Люба удивлённо и слегка обиженно поглядела на хозяйку и поспешно удалилась. А чего она ожидала — что Анна ринется в комнату Елены, чтобы непременно присутствовать при рождении их с Владимиром ребёнка, а потом станет плакать от радости и первой пожелает взять на руки племянника или племянницу?

Анна вздохнула и подошла к окну. Внизу уже слышался шум, хлопали двери, что-то испуганно восклицала Катерина Фёдоровна — потом раздался звонкий незнакомый голос, говорящий по-немецки: это, верно, прибыла акушерка. Где теперь находился Владимир, Анна и понятия не имела. Она надеялась, что он где-то там внизу, поблизости от Елены — впрочем, даже и прекрасно зная о происходящем, он вполне мог под каким-либо предлогом уйти из дома, дабы провести время более приятно. Анна уже достаточно изучила этого человека и не удивилась бы.

Хотя… Она сама разве лучше? Разве не её долг быть в этот миг рядом с сестрою, успокаивать её и ободрять? Анна не сомневалась, что если бы она сама производила сейчас на свет дитя, Елена не отошла бы от её ложа ни на шаг, разделила бы каждую минуту её страданий… Анна же осознавала, что положение сестры её почти совсем не трогает. Ну разве что она испытывала к Элен некоторую жалость — оттого, что та безвольно и необдуманно подчинилась этому человеку, отдала ему всю себя. Человеку, который перед Богом и людьми считался мужем Анны, но на самом же деле не был им ни одного мгновения.

* * *

Венчание прошло для неё каким-то вязким кошмаром, как во сне, когда хочется бежать, кричать, спасаться — а не можешь ни рта открыть, ни руки поднять. Анна помнила лишь о клятве отцу; ей представлялся папенька, стоящий здесь, в Преображенском соборе, и наблюдающий, как любимая дочь выходит замуж за графа, человека, перед которым он втайне преклонялся.
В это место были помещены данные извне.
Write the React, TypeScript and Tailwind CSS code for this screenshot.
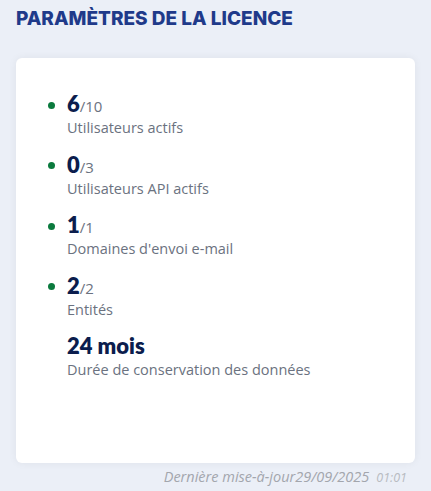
import React from "react";

const items = [
  { n: "6", t: "/10", label: "Utilisateurs actifs", dot: true },
  { n: "0", t: "/3", label: "Utilisateurs API actifs", dot: true },
  { n: "1", t: "/1", label: "Domaines d'envoi e-mail", dot: true },
  { n: "2", t: "/2", label: "Entités", dot: true },
  { n: "24 mois", t: "", label: "Durée de conservation des données", dot: false },
];

export default function App() {
  return (
    <div className="w-[431px] h-[491px] bg-[#ebeff7] px-4 pt-[7px]" style={{ fontFamily: "'Open Sans', 'Noto Sans', sans-serif" }}>
      <h1 className="text-[19px] leading-[24px] font-extrabold text-[#1f3a8a]" style={{ fontFamily: "Inter, sans-serif" }}>
        PARAMÈTRES DE LA LICENCE
      </h1>
      <div className="mt-[27px] h-[405px] bg-white rounded-[6px] shadow-[0_0_8px_rgba(0,0,0,0.06)] pt-[32px] pl-8 flex flex-col gap-[12.5px]">
        {items.map((it) => (
          <div key={it.label} className="flex items-start gap-[11px]">
            <div className="w-2 h-7 flex items-center">
              {it.dot && <span className="w-[7px] h-[7px] rounded-full bg-[#0b7a3e] block mt-[2px]" />}
            </div>
            <div className="flex flex-col">
              <div className="h-7 leading-7">
                <span className="text-[22px] text-[#0b1d4d]" style={{ fontFamily: "Lato, sans-serif", fontWeight: 800 }}>{it.n}</span>
                <span className="text-[15px] text-[#6b7280]">{it.t}</span>
              </div>
              <div className="text-[14.5px] leading-5 text-[#6b7280]">{it.label}</div>
            </div>
          </div>
        ))}
      </div>
      <div className="flex justify-end items-baseline gap-[7px] pr-[8px] mt-[3px] italic">
        <span className="text-[14.5px] text-[#a3a6ad]">Dernière mise-à-jour29/09/2025</span>
        <span className="text-[12.5px] text-[#b8bbc1]">01:01</span>
      </div>
    </div>
  );
}
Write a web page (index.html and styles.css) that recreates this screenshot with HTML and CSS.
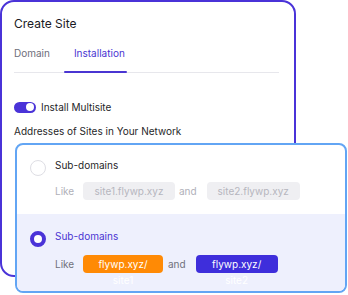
FILE: index.html
```html
<!DOCTYPE html>
<html>
<head>
<meta charset="utf-8">
<link rel="stylesheet" href="styles.css">
</head>
<body>
<div class="card">
  <h1 class="title">Create Site</h1>
  <div class="tabs">
    <span class="tab">Domain</span>
    <span class="tab active">Installation</span>
  </div>
  <div class="toggle-row">
    <span class="toggle"><span class="thumb"></span></span>
    <span class="toggle-label">Install Multisite</span>
  </div>
  <div class="section-label">Addresses of Sites in Your Network</div>
  <div class="options">
    <div class="option">
      <span class="radio"></span>
      <div class="opt-body">
        <div class="opt-title">Sub-domains</div>
        <div class="like-row">
          <span class="muted like">Like</span>
          <span class="pill pill-gray w92">site1.flywp.xyz</span>
          <span class="muted and">and</span>
          <span class="pill pill-gray w93">site2.flywp.xyz</span>
        </div>
      </div>
    </div>
    <div class="option selected">
      <span class="radio on"></span>
      <div class="opt-body">
        <div class="opt-title">Sub-domains</div>
        <div class="like-row">
          <span class="muted like">Like</span>
          <span class="pill pill-orange w80">flywp.xyz/<br>site1</span>
          <span class="muted and">and</span>
          <span class="pill pill-indigo w82">flywp.xyz/<br>site2</span>
        </div>
      </div>
    </div>
  </div>
</div>
</body>
</html>
```
FILE: styles.css
```css
* { box-sizing: border-box; }
html, body { margin: 0; padding: 0; background: #fff; }
body {
  font-family: Inter, "Noto Sans", sans-serif;
  font-size: 10px;
  color: #1f1f29;
  width: 348px;
  height: 295px;
  overflow: hidden;
}
.card {
  width: 296px;
  height: 277px;
  border: 2px solid #4a33d8;
  border-radius: 14px;
  padding: 14px 15px 0 12px;
  background: #fff;
}
.title {
  margin: 0;
  font-size: 12px;
  font-weight: 400;
  line-height: 16px;
  color: #1a1a24;
}
.tabs {
  margin-top: 14px;
  display: flex;
  gap: 24px;
  border-bottom: 1px solid #e7e7ec;
}
.tab {
  font-size: 10px;
  line-height: 14px;
  color: #6e6e7a;
  padding-bottom: 12px;
}
.tab.active {
  color: #4a35d2;
  position: relative;
}
.tab.active::after {
  content: "";
  position: absolute;
  left: -10px;
  right: -2px;
  bottom: -1px;
  height: 2px;
  background: #4a35d2;
  border-radius: 1px;
}
.toggle-row {
  margin-top: 27px;
  display: flex;
  align-items: center;
  gap: 5px;
}
.toggle {
  width: 22px;
  height: 11px;
  border-radius: 6px;
  background: #4a33d8;
  display: flex;
  align-items: center;
  justify-content: flex-end;
  padding-right: 2px;
}
.thumb {
  width: 8px;
  height: 8px;
  border-radius: 50%;
  background: #fff;
}
.toggle-label { line-height: 14px; color: #1f1f29; }
.section-label {
  margin-top: 10px;
  line-height: 14px;
  color: #1f1f29;
}
.options {
  margin: 5px 0 0 1px;
  width: 332px;
  border: 2px solid #62a5f4;
  border-radius: 8px;
  background: #fff;
  overflow: hidden;
}
.option {
  display: flex;
  gap: 9px;
  height: 69px;
  padding: 13px 12px 0 13px;
}
.option.selected {
  background: #eef0fd;
  padding-top: 15px;
  height: 77px;
}
.radio {
  flex: none;
  width: 16px;
  height: 16px;
  margin-top: 2px;
  border-radius: 50%;
  border: 1.5px solid #dedee4;
  background: #fff;
}
.radio.on {
  border: 4.5px solid #4a33d8;
}
.opt-title {
  line-height: 14px;
  color: #1f1f29;
}
.selected .opt-title { color: #4a35d2; }
.like-row {
  margin-top: 10px;
  display: flex;
  align-items: flex-start;
  height: 18px;
}
.selected .like-row { margin-top: 12px; }
.muted {
  color: #b0b0b9;
  line-height: 18px;
}
.muted.like { width: 28px; }
.muted.and { margin-left: 4px; margin-right: 10px; }
.selected .muted { color: #70707c; }
.selected .muted.and { margin-left: 5px; margin-right: 10px; }
.pill {
  flex: none;
  height: 18px;
  border-radius: 4px;
  text-align: center;
  line-height: 18px;
  font-size: 10px;
}
.pill-gray { background: #efeff2; color: #b6b6be; }
.pill-orange { background: #ff8a05; color: #fff; line-height: 16px; padding-top: 1px; }
.pill-indigo { background: #3e2edb; color: #fff; line-height: 16px; padding-top: 1px; }
.w92 { width: 92px; }
.w93 { width: 93px; }
.w80 { width: 80px; }
.w82 { width: 82px; }
```
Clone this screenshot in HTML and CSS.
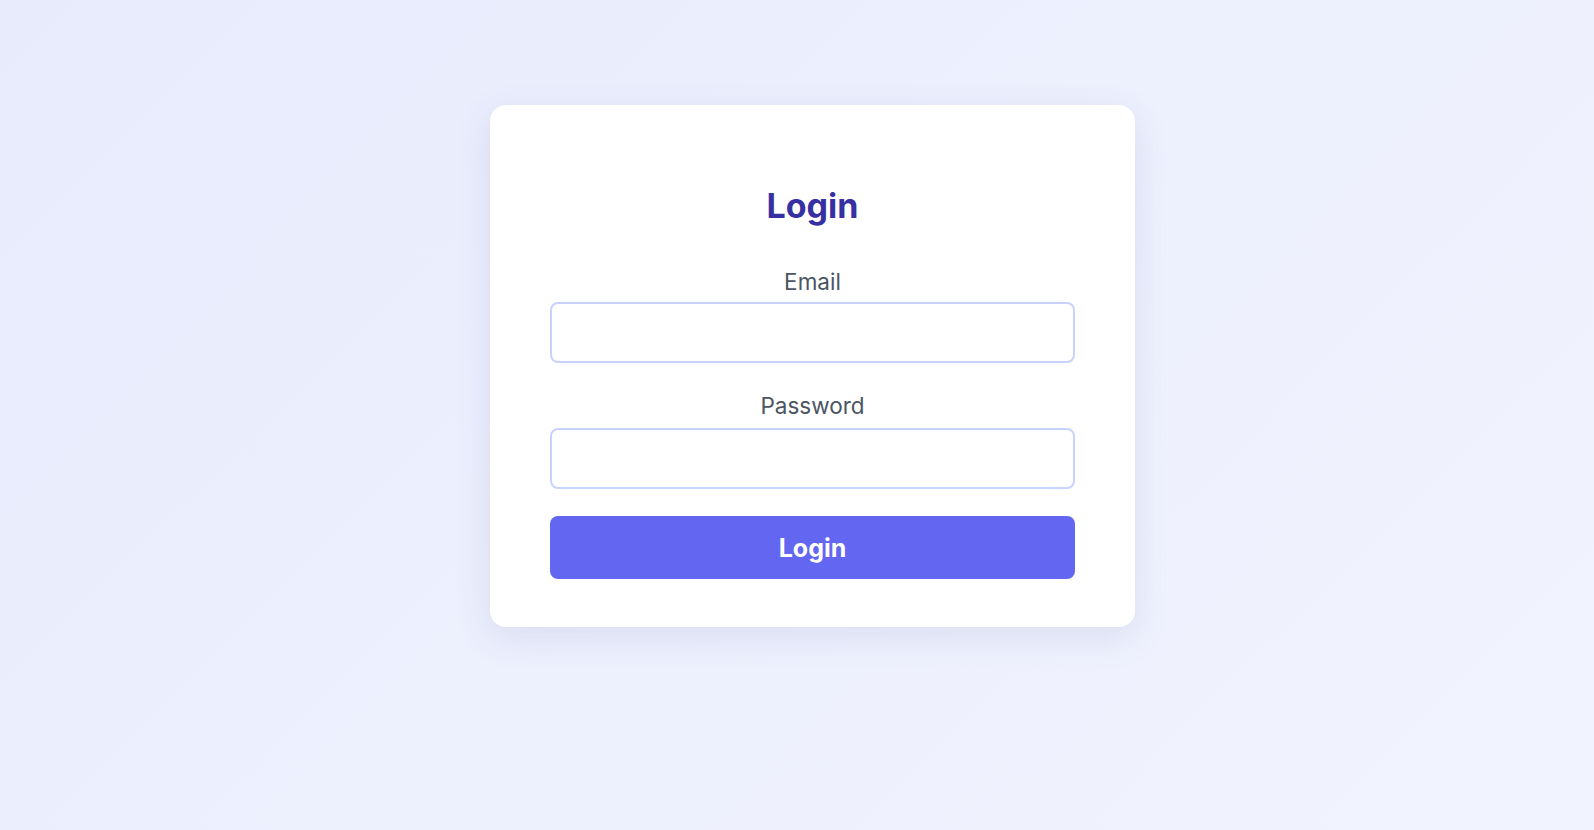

Для Анны не было секретом, что отец очень высоко ставил его знатность, прекрасное воспитание, безупречные манеры — словом, всё то, чего, как Калитин-старший считал, недоставало ему самому и его окружению.

И вот теперь она стояла перед алтарём, стиснув зубы и глядя в одну точку. Её долг — выполнить волю отца, который и так потерял самую большую любовь своей жизни… Всё, что у него оставалось дорогого — это она, Анна. Могла ли она теперь позволить себе пренебречь его предсмертной волей?